- _GOAL_:
Would you transcribe the listing that follows, character for character, and omit its images?

[DATASET SECTION start]

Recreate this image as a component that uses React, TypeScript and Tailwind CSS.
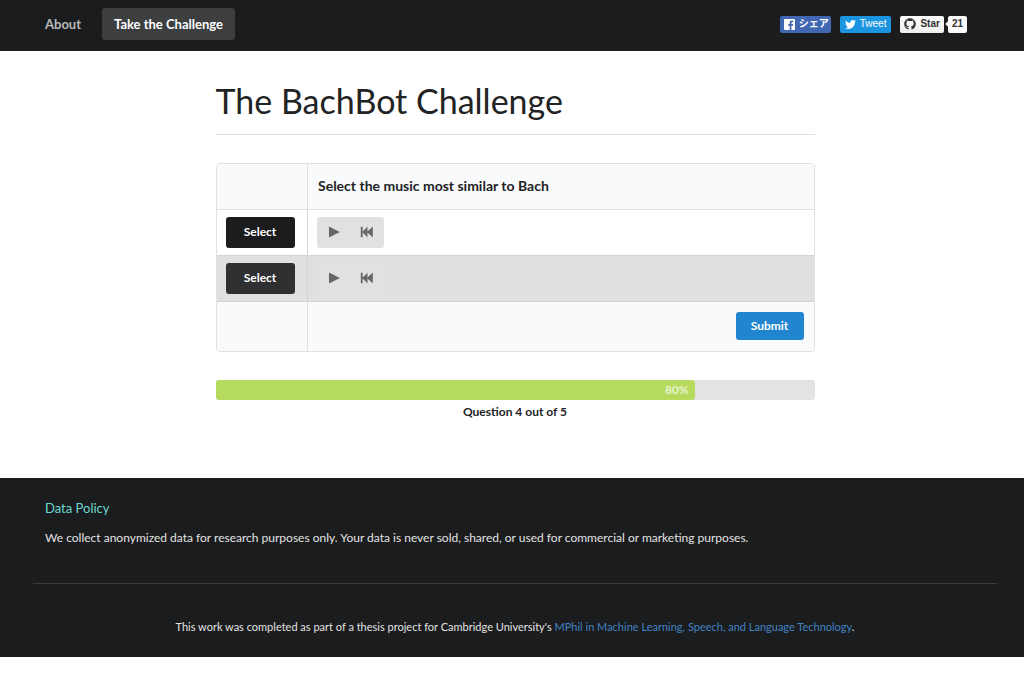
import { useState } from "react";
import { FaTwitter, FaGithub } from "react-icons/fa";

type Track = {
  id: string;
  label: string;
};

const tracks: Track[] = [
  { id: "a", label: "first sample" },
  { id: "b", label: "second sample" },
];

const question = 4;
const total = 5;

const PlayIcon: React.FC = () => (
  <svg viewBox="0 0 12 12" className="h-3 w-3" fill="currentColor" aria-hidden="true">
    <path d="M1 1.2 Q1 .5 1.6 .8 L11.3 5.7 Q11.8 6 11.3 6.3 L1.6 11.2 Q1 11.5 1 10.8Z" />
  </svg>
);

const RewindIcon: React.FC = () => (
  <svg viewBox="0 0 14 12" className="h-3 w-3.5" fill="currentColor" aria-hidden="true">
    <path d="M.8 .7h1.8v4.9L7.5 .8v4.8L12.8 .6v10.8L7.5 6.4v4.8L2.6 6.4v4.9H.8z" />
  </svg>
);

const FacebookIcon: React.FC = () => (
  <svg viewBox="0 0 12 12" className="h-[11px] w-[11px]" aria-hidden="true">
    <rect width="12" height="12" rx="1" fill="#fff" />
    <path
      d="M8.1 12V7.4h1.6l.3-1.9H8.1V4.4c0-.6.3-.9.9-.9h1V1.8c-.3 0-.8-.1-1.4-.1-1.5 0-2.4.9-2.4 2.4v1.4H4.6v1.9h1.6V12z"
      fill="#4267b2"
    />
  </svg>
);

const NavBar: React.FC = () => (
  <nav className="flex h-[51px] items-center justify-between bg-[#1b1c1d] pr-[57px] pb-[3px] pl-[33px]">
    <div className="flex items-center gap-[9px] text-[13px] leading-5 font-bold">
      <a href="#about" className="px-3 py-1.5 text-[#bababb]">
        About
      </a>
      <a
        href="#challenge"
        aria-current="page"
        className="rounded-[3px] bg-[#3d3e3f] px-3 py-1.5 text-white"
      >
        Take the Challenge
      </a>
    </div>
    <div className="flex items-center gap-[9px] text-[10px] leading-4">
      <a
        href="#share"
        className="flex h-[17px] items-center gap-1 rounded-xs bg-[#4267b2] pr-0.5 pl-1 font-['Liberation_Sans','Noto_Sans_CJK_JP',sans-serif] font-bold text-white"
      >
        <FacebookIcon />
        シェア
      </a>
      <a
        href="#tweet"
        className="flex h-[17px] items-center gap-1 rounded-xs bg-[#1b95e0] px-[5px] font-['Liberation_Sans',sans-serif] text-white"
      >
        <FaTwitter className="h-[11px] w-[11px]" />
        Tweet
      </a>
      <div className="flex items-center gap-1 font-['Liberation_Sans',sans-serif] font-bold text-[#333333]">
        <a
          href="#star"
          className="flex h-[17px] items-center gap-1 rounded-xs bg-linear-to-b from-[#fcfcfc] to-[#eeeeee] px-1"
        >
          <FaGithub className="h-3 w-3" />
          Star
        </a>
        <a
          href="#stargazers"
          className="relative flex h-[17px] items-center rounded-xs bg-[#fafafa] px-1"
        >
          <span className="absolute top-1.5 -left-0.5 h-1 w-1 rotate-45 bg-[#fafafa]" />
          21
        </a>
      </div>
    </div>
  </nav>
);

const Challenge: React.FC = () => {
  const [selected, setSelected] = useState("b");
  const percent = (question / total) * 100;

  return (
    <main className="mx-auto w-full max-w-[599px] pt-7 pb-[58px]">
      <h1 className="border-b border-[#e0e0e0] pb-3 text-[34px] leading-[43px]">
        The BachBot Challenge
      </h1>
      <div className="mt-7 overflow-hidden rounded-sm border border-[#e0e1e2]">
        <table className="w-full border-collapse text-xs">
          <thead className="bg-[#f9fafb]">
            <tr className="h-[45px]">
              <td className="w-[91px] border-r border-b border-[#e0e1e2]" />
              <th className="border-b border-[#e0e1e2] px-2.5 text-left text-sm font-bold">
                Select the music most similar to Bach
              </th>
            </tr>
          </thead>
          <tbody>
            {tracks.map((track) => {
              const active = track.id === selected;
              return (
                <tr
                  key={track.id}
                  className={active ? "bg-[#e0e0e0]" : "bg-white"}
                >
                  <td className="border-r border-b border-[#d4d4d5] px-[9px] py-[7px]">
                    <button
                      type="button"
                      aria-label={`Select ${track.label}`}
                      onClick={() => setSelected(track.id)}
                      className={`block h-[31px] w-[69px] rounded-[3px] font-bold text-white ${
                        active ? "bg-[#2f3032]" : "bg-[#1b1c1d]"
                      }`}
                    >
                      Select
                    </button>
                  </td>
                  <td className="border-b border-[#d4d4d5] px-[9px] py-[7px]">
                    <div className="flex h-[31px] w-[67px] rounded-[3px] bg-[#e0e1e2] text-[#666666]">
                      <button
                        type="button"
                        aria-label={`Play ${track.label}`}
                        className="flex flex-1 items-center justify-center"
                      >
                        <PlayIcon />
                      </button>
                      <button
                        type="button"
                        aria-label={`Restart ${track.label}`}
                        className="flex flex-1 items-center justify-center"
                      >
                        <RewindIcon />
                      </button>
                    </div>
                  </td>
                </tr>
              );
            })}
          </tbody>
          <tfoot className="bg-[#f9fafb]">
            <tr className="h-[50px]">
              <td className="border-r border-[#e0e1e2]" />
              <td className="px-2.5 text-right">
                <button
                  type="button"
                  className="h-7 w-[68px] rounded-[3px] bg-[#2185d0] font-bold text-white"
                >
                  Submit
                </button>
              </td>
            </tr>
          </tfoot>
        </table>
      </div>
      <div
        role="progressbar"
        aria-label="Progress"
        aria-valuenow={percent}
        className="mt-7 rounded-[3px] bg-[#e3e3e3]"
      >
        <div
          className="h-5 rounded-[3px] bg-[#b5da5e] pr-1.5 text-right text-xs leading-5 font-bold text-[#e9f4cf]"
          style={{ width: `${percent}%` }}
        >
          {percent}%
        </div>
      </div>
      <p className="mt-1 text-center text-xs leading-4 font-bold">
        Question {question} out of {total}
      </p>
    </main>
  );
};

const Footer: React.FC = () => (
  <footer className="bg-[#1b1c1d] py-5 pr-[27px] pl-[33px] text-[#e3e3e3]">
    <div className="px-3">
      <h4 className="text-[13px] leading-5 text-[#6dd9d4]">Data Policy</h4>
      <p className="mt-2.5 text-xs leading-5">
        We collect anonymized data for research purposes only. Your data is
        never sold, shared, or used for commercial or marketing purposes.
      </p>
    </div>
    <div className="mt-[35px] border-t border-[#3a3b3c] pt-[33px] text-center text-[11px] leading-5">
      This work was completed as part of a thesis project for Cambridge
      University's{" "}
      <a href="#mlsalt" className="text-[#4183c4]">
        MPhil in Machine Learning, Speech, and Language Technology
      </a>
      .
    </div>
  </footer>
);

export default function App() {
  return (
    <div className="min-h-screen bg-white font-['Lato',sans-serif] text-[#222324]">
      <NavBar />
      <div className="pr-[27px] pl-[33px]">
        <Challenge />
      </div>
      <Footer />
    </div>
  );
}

[DATASET SECTION end]

- _RESULT_:
Recreate this image as a component that uses React, TypeScript and Tailwind CSS.
import { useState } from "react";
import { FaTwitter, FaGithub } from "react-icons/fa";

type Track = {
  id: string;
  label: string;
};

const tracks: Track[] = [
  { id: "a", label: "first sample" },
  { id: "b", label: "second sample" },
];

const question = 4;
const total = 5;

const PlayIcon: React.FC = () => (
  <svg viewBox="0 0 12 12" className="h-3 w-3" fill="currentColor" aria-hidden="true">
    <path d="M1 1.2 Q1 .5 1.6 .8 L11.3 5.7 Q11.8 6 11.3 6.3 L1.6 11.2 Q1 11.5 1 10.8Z" />
  </svg>
);

const RewindIcon: React.FC = () => (
  <svg viewBox="0 0 14 12" className="h-3 w-3.5" fill="currentColor" aria-hidden="true">
    <path d="M.8 .7h1.8v4.9L7.5 .8v4.8L12.8 .6v10.8L7.5 6.4v4.8L2.6 6.4v4.9H.8z" />
  </svg>
);

const FacebookIcon: React.FC = () => (
  <svg viewBox="0 0 12 12" className="h-[11px] w-[11px]" aria-hidden="true">
    <rect width="12" height="12" rx="1" fill="#fff" />
    <path
      d="M8.1 12V7.4h1.6l.3-1.9H8.1V4.4c0-.6.3-.9.9-.9h1V1.8c-.3 0-.8-.1-1.4-.1-1.5 0-2.4.9-2.4 2.4v1.4H4.6v1.9h1.6V12z"
      fill="#4267b2"
    />
  </svg>
);

const NavBar: React.FC = () => (
  <nav className="flex h-[51px] items-center justify-between bg-[#1b1c1d] pr-[57px] pb-[3px] pl-[33px]">
    <div className="flex items-center gap-[9px] text-[13px] leading-5 font-bold">
      <a href="#about" className="px-3 py-1.5 text-[#bababb]">
        About
      </a>
      <a
        href="#challenge"
        aria-current="page"
        className="rounded-[3px] bg-[#3d3e3f] px-3 py-1.5 text-white"
      >
        Take the Challenge
      </a>
    </div>
    <div className="flex items-center gap-[9px] text-[10px] leading-4">
      <a
        href="#share"
        className="flex h-[17px] items-center gap-1 rounded-xs bg-[#4267b2] pr-0.5 pl-1 font-['Liberation_Sans','Noto_Sans_CJK_JP',sans-serif] font-bold text-white"
      >
        <FacebookIcon />
        シェア
      </a>
      <a
        href="#tweet"
        className="flex h-[17px] items-center gap-1 rounded-xs bg-[#1b95e0] px-[5px] font-['Liberation_Sans',sans-serif] text-white"
      >
        <FaTwitter className="h-[11px] w-[11px]" />
        Tweet
      </a>
      <div className="flex items-center gap-1 font-['Liberation_Sans',sans-serif] font-bold text-[#333333]">
        <a
          href="#star"
          className="flex h-[17px] items-center gap-1 rounded-xs bg-linear-to-b from-[#fcfcfc] to-[#eeeeee] px-1"
        >
          <FaGithub className="h-3 w-3" />
          Star
        </a>
        <a
          href="#stargazers"
          className="relative flex h-[17px] items-center rounded-xs bg-[#fafafa] px-1"
        >
          <span className="absolute top-1.5 -left-0.5 h-1 w-1 rotate-45 bg-[#fafafa]" />
          21
        </a>
      </div>
    </div>
  </nav>
);

const Challenge: React.FC = () => {
  const [selected, setSelected] = useState("b");
  const percent = (question / total) * 100;

  return (
    <main className="mx-auto w-full max-w-[599px] pt-7 pb-[58px]">
      <h1 className="border-b border-[#e0e0e0] pb-3 text-[34px] leading-[43px]">
        The BachBot Challenge
      </h1>
      <div className="mt-7 overflow-hidden rounded-sm border border-[#e0e1e2]">
        <table className="w-full border-collapse text-xs">
          <thead className="bg-[#f9fafb]">
            <tr className="h-[45px]">
              <td className="w-[91px] border-r border-b border-[#e0e1e2]" />
              <th className="border-b border-[#e0e1e2] px-2.5 text-left text-sm font-bold">
                Select the music most similar to Bach
              </th>
            </tr>
          </thead>
          <tbody>
            {tracks.map((track) => {
              const active = track.id === selected;
              return (
                <tr
                  key={track.id}
                  className={active ? "bg-[#e0e0e0]" : "bg-white"}
                >
                  <td className="border-r border-b border-[#d4d4d5] px-[9px] py-[7px]">
                    <button
                      type="button"
                      aria-label={`Select ${track.label}`}
                      onClick={() => setSelected(track.id)}
                      className={`block h-[31px] w-[69px] rounded-[3px] font-bold text-white ${
                        active ? "bg-[#2f3032]" : "bg-[#1b1c1d]"
                      }`}
                    >
                      Select
                    </button>
                  </td>
                  <td className="border-b border-[#d4d4d5] px-[9px] py-[7px]">
                    <div className="flex h-[31px] w-[67px] rounded-[3px] bg-[#e0e1e2] text-[#666666]">
                      <button
                        type="button"
                        aria-label={`Play ${track.label}`}
                        className="flex flex-1 items-center justify-center"
                      >
                        <PlayIcon />
                      </button>
                      <button
                        type="button"
                        aria-label={`Restart ${track.label}`}
                        className="flex flex-1 items-center justify-center"
                      >
                        <RewindIcon />
                      </button>
                    </div>
                  </td>
                </tr>
              );
            })}
          </tbody>
          <tfoot className="bg-[#f9fafb]">
            <tr className="h-[50px]">
              <td className="border-r border-[#e0e1e2]" />
              <td className="px-2.5 text-right">
                <button
                  type="button"
                  className="h-7 w-[68px] rounded-[3px] bg-[#2185d0] font-bold text-white"
                >
                  Submit
                </button>
              </td>
            </tr>
          </tfoot>
        </table>
      </div>
      <div
        role="progressbar"
        aria-label="Progress"
        aria-valuenow={percent}
        className="mt-7 rounded-[3px] bg-[#e3e3e3]"
      >
        <div
          className="h-5 rounded-[3px] bg-[#b5da5e] pr-1.5 text-right text-xs leading-5 font-bold text-[#e9f4cf]"
          style={{ width: `${percent}%` }}
        >
          {percent}%
        </div>
      </div>
      <p className="mt-1 text-center text-xs leading-4 font-bold">
        Question {question} out of {total}
      </p>
    </main>
  );
};

const Footer: React.FC = () => (
  <footer className="bg-[#1b1c1d] py-5 pr-[27px] pl-[33px] text-[#e3e3e3]">
    <div className="px-3">
      <h4 className="text-[13px] leading-5 text-[#6dd9d4]">Data Policy</h4>
      <p className="mt-2.5 text-xs leading-5">
        We collect anonymized data for research purposes only. Your data is
        never sold, shared, or used for commercial or marketing purposes.
      </p>
    </div>
    <div className="mt-[35px] border-t border-[#3a3b3c] pt-[33px] text-center text-[11px] leading-5">
      This work was completed as part of a thesis project for Cambridge
      University's{" "}
      <a href="#mlsalt" className="text-[#4183c4]">
        MPhil in Machine Learning, Speech, and Language Technology
      </a>
      .
    </div>
  </footer>
);

export default function App() {
  return (
    <div className="min-h-screen bg-white font-['Lato',sans-serif] text-[#222324]">
      <NavBar />
      <div className="pr-[27px] pl-[33px]">
        <Challenge />
      </div>
      <Footer />
    </div>
  );
}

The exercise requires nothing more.